À mi-chemin entre le fantasme chic et le malaise latent, ces lieux symbolisent parfaitement l’ambivalence japonaise vis-à-vis du sexe : visible, mais codifié.
🌊 L’âge d’or des “new fūzoku” : quand l’érotisme se réinvente
Les no-pan cafés n’étaient que le début. Les années 80 marquent une explosion de ce que l’on appelle les « new fūzoku » (新風俗), autrement dit, les nouvelles formes de divertissement sexuel. Dans une société de plus en plus consumériste, le sexe devient un business… et un terrain d’expérimentations.
On y trouve :
- Les nozoki-beya (peep shows), apparus aussi à Osaka,
- Des salons de massage très privés,
- Le fameux fashion health, proposant des prestations sexuelles non pénétratives,
- Et une multitude de clubs flous juridiquement.
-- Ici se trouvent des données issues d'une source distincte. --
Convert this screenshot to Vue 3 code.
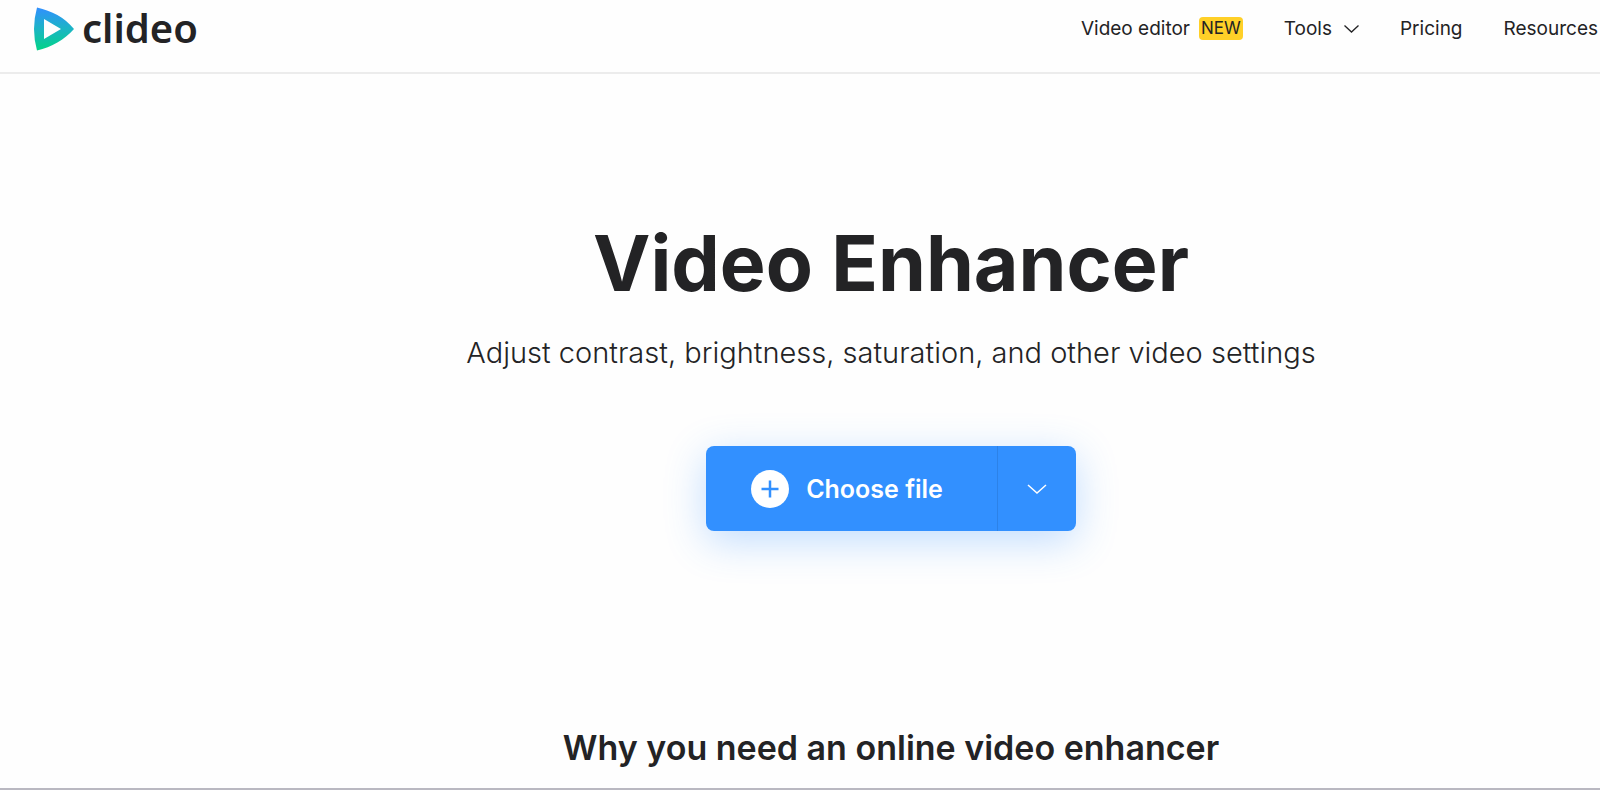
<script setup>
const after = [
  { label: 'Pricing', href: '#pricing' },
  { label: 'Resources', href: '#resources' },
]
</script>

<template>
  <div class="page">
    <header class="header">
      <a class="logo" href="#home" aria-label="clideo">
        <svg class="mark" viewBox="0 0 42 44" aria-hidden="true">
          <defs>
            <linearGradient id="mark-fill" x1="0" y1="0" x2="0" y2="1">
              <stop offset="0" stop-color="#318fff" />
              <stop offset="0.5" stop-color="#1bb5c4" />
              <stop offset="1" stop-color="#02d486" />
            </linearGradient>
          </defs>
          <path
            fill="url(#mark-fill)"
            fill-rule="evenodd"
            d="M4 0.500C19 4 31 10 41 22C31 33 19 40 4 43.500Q-2 22 4 0.500ZM11 12V32L28 22Z"
          />
        </svg>
        <span class="wordmark">clideo</span>
      </a>
      <nav class="nav">
        <a class="link" href="#editor">Video editor <span class="badge">NEW</span></a>
        <button class="link" type="button">
          Tools
          <svg class="caret" viewBox="0 0 15 8" aria-hidden="true">
            <path d="M0.500 0.500L7.500 7L14.500 0.500" fill="none" stroke="currentColor" stroke-width="1.300" />
          </svg>
        </button>
        <a v-for="item in after" :key="item.label" class="link" :href="item.href">{{ item.label }}</a>
      </nav>
    </header>

    <main class="main">
      <h1 class="title">Video Enhancer</h1>
      <p class="subtitle">Adjust contrast, brightness, saturation, and other video settings</p>
      <div class="upload">
        <button class="choose" type="button">
          <svg class="plus" viewBox="0 0 38 38" aria-hidden="true">
            <circle cx="19" cy="19" r="19" fill="#fff" />
            <path d="M19 10.500V27.500M10.500 19H27.500" stroke="#3290ff" stroke-width="2.500" />
          </svg>
          Choose file
        </button>
        <button class="more" type="button" aria-label="More sources">
          <svg class="more-caret" viewBox="0 0 20 10" aria-hidden="true">
            <path d="M1 1L10 9L19 1" fill="none" stroke="currentColor" stroke-width="1.500" />
          </svg>
        </button>
      </div>
      <h2 class="why">Why you need an online video enhancer</h2>
    </main>
  </div>
</template>

<style>
body {
  margin: 0;
  background: #fefefe;
}
</style>

<style scoped>
.page {
  box-sizing: border-box;
  min-height: 100vh;
  overflow: hidden;
  border-bottom: 2px solid #b9b8c1;
  color: #232325;
  font-family: Inter, "Liberation Sans", sans-serif;
}
.header {
  display: flex;
  align-items: center;
  justify-content: space-between;
  padding: 6px 2px 15px 33px;
  border-bottom: 2px solid #ececec;
}
.logo {
  display: flex;
  align-items: center;
  gap: 7px;
  height: 51px;
  color: #232325;
  text-decoration: none;
}
.mark {
  width: 42px;
  height: 44px;
  margin-bottom: 6px;
}
.wordmark {
  margin-bottom: 8px;
  font-family: "Noto Sans", sans-serif;
  font-size: 40px;
  font-weight: 600;
  line-height: 44px;
}
.nav {
  display: flex;
  align-items: center;
  gap: 41px;
  margin-bottom: 6px;
}
.link {
  display: flex;
  align-items: center;
  padding: 0;
  border: 0;
  background: none;
  color: #232325;
  font-family: inherit;
  font-size: 19px;
  line-height: 24px;
  text-decoration: none;
  white-space: nowrap;
}
.badge {
  margin-left: 9px;
  padding: 0 2px;
  border-radius: 4px;
  background: #ffd028;
  font-size: 17px;
  line-height: 23px;
}
.caret {
  width: 15px;
  height: 8px;
  margin-left: 12px;
}
.main {
  display: flex;
  flex-direction: column;
  align-items: center;
  padding: 141px 0 18px 182px;
}
.title {
  margin: 0;
  font-size: 77px;
  font-weight: 700;
  line-height: 96px;
}
.subtitle {
  margin: 22px 0 0;
  font-size: 29px;
  font-weight: 300;
  line-height: 40px;
}
.upload {
  display: flex;
  height: 85px;
  margin-top: 73px;
  border-radius: 8px;
  background: #3290ff;
  box-shadow: 0 10px 40px rgba(50, 144, 255, 0.3);
}
.choose,
.more {
  display: flex;
  align-items: center;
  border: 0;
  background: none;
  color: #fff;
  font: inherit;
}
.choose {
  gap: 17px;
  padding: 0 54px 0 45px;
  font-size: 25px;
  font-weight: 600;
}
.plus {
  width: 38px;
  height: 38px;
}
.more {
  justify-content: center;
  width: 79px;
  padding: 0;
  border-left: 1px solid #2c82e8;
}
.more-caret {
  width: 20px;
  height: 10px;
}
.why {
  margin: 196px 0 0;
  font-size: 34px;
  font-weight: 600;
  line-height: 42px;
}
</style>
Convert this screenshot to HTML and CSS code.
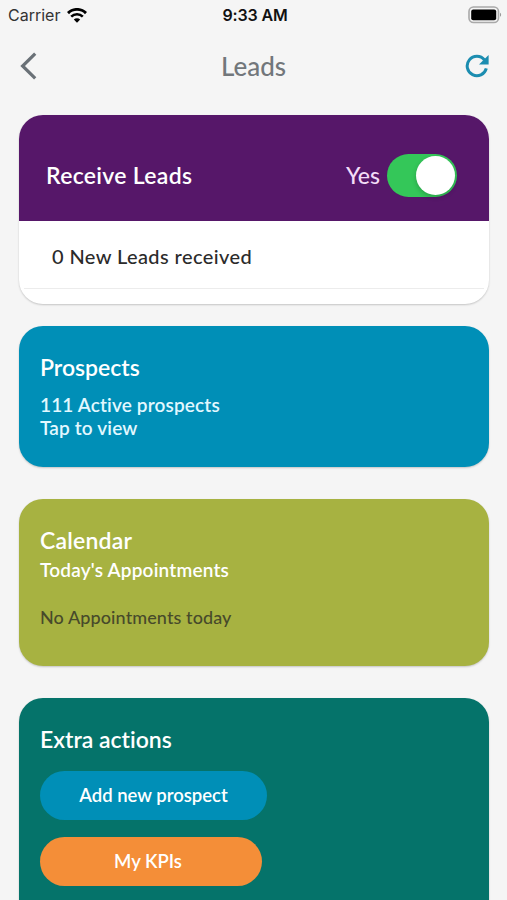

Pourquoi autant de liberté ? Parce que la loi de 1948 sur le contrôle des divertissements ne prévoyait pas ces formes modernes. Résultat : un vide légal qui permet à toute une économie souterraine de prospérer… jusqu’à ce que l’État décide de s’en mêler.
😱 Kabukichō et la panique morale des années 80
À Kabukichō, quartier chaud emblématique de Shinjuku, c’est l’effervescence : on estime que 3 000 à 5 000 femmes y travaillent dans l’industrie du sexe. Certaines gagnent des sommes astronomiques. Tokyo devient alors, dans l’imaginaire collectif, une « Sex City ».
Mais ce boom s’accompagne d’un autre phénomène : une panique morale. Les médias s’inquiètent de la « perte de repères » de la jeunesse, des gangs de voyous, de la montée d’une sexualité trop visible. Sous la pression sociale, le gouvernement décide de réagir fermement.
⚖ 1984 : la loi qui change tout
En 1984, le Japon adopte une révision majeure de sa législation sur le divertissement nocturne. Objectif : reprendre le contrôle. Ce que la nouvelle loi impose :
Catégories visées | Exemples | Obligations |
---|---|---|
Établissements « propres » | Cabarets, bars à hôtesses, cafés à thème | Licence obligatoire |
Sex-business déclarés | Fashion health, soaplands, peep shows | Déclaration, inspection, couvre-feu, règles strictes |
Et surtout :
- Fin des activités hybrides : un restaurant ne peut plus être aussi un sex-club.
- Couvre-feu à minuit : les activités nocturnes se terminent à 00h00.
Conséquence directe : les no-pan kissa disparaissent du paysage ou se reconvertissent. Certains se transforment en fashion health, en ajoutant des douches privées.
🚗 Après les no-pan : de nouveaux formats plus discrets
La répression n’a pas tué l’industrie. Elle l’a transformée. Dans les années 90, apparaît un nouveau modèle : le delivery health (デリヘル), où les hôtesses sont envoyées directement dans des love hotels. Moins de risques, plus de discrétion.
Dans les années 2000, ce sont les girls’ bars qui prennent le relais : des bars tenus par des femmes, qui discutent et servent les clients, sans contact physique, ce qui permet d’échapper à la réglementation sur les fūzoku. Une stratégie d’adaptation astucieuse.
👁 Héritage des no-pan : un feu toujours sous surveillance
Quarante ans plus tard, l’influence des no-pan kissa se fait encore sentir. À Kabukichō, la police mène régulièrement des raids contre les établissements jugés « trop créatifs ». Les host clubs, très populaires mais souvent proches de la zone grise, sont dans le viseur.
La loi de 1984 reste un outil essentiel du contrôle moral dans l’espace public japonais. Elle évolue encore pour s’adapter aux mutations constantes de l’industrie du sexe.
La morale ? Au Japon, le sexe est toujours une industrie florissante… mais son expression publique est cadenassée par une loi qui s’adapte sans cesse pour colmater les nouvelles brèches.